Other sensors, such as sensors measuring the flow and direction of the flue gases may also be useable to event better control the position of the lance.

The control system itself may comprise a computer and a specific software adapted to receive input signals, that, based on the received signal, determines whether the device or lance is positioned correctly or if the nozzles are activated correctly, and to provide output signals for controlling, adjusting and activating the device and nozzles accordingly.

The input signals to the control system may comprise information from a temperature measurement, measurement of the amount of ammonia slip etc. from different measurement systems and sensors.

The output signals from the control system may comprise signals to the equipment moving and adjusting the position of the lance, or to the different arrays of nozzles or sections of nozzles to be activated or deactivated.

In Fig. 7 a control diagram over the function of the control system is provided, illustrating one possible way of controlling the actions and the resulting effects of these actions.

In step 101 the temperature inside the combustion chamber, for instance by using an AGAM measurement. In step 201 the signals and information provided by the temperature measurement in step 101 are handled, for instance by a computer and a computer program. In step 301 the control system, i.e. the computer calculates which areas or zones in the combustion chamber having an optimal temperature. In step 401 the control system checks if the lance is at the correct height or position. If the response is "no" then the control system will provide a signal to adjust position of the device in step 501 . If the device is in the correct position, i.e. the answer is "yes" in step 401 , or when it has been adjusted in step 501 , the control system determines if the correct array of nozzles are activated in step 601. If the answer is "no" the control system will provide a signal to activate the correct array of nozzles in step 701 . If the answer to step 601 is "yes" or if step 701 has been performed, the control system determines if the correct section of the array of nozzles is activated in step 801 . If the answer is "no" the control system will provide a signal to activate the correct section in step 901. If the answer to step 801 is "yes" or if step 901 has been performed, the amount of ammonia slip is measured in step 1001 . In step 1 101 the control system determines if the amount of ammonia slip is in the correct range. If the answer is "no" the control system will provide a signal to adjust the amount of reduction agent is adjusted in step 1201 . If the answer is "yes" or of the amount has been adjusted in step 1201 the control system measures the cooling water temperature in step 1301 . In step 1401 the control system determines if the temperature of the cooling water is in the correct range. If the answer is "no" the control system will provide a signal to adjust the cooling water flow in step 1501. This process may then be continuously iterated at any suitable interval or time periods.
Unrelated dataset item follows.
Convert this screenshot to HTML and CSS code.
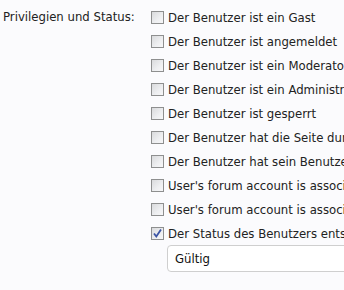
FILE: index.html
```html
<!DOCTYPE html>
<html>
<head>
    <title>Benutzer bearbeiten</title>
    <link rel="stylesheet" href="styles.css">
</head>
<body>
<div class="field">
    <div class="field-label">Privilegien und Status:</div>
    <div class="options">
        <label class="option"><span class="box"></span>Der Benutzer ist ein Gast</label>
        <label class="option"><span class="box"></span>Der Benutzer ist angemeldet</label>
        <label class="option"><span class="box"></span>Der Benutzer ist ein Moderator</label>
        <label class="option"><span class="box"></span>Der Benutzer ist ein Administrator</label>
        <label class="option"><span class="box"></span>Der Benutzer ist gesperrt</label>
        <label class="option"><span class="box"></span>Der Benutzer hat die Seite durch einen Link besucht</label>
        <label class="option"><span class="box"></span>Der Benutzer hat sein Benutzerkonto aktiviert</label>
        <label class="option"><span class="box"></span>User's forum account is associated with a Facebook account</label>
        <label class="option"><span class="box"></span>User's forum account is associated with a Twitter account</label>
        <label class="option"><span class="box checked"><svg width="11" height="11" viewBox="0 0 11 11"><path d="M2 5.5 L4.3 8.5 L9 1.5" fill="none" stroke="#3b54a4" stroke-width="1.8"/></svg></span>Der Status des Benutzers entspricht</label>
        <div class="select">Gültig</div>
    </div>
</div>
</body>
</html>
```

FILE: styles.css
```css
html, body {
    margin:0;
    padding:0;
    background:#fbfbfd;
    overflow:hidden;
}

body {
    font-family: "DejaVu Sans Condensed", "DejaVu Sans", sans-serif;
    font-stretch: condensed;
    font-size:13px;
    color:#222222;
}

.field {
    display:flex;
    padding:7px 0 0 3px;
}

.field-label {
    width:148px;
    flex:none;
    line-height:20px;
    white-space:nowrap;
}

.options {
    display:flex;
    flex-direction:column;
    gap:4px;
}

.option {
    display:flex;
    align-items:center;
    height:20px;
    white-space:nowrap;
}

.box {
    width:11px;
    height:11px;
    flex:none;
    margin-right:4px;
    border:1px solid #8e8f8f;
    background:linear-gradient(135deg, #d9dadc 0%, #eeeff1 60%, #f7f7f8 100%);
    display:flex;
    align-items:center;
    justify-content:center;
}

.select {
    margin:-2px 0 0 16px;
    width:260px;
    height:25px;
    border:1px solid #cfcfcf;
    border-radius:4px;
    background:#ffffff;
    color:#111111;
    padding-left:7px;
    line-height:25px;
}
```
It may further be possible to adapt the control system such that the different steps may be performed in parallel, which may be done

independently of the other steps.

The control system may also be provided with routines for protecting the device. For instance of the lance is overheated or if there is a malfunction in the adjustment system the control system may output a signal to the extraction device, thus pulling the lance out of the combustion chamber to avoid damages to the lance.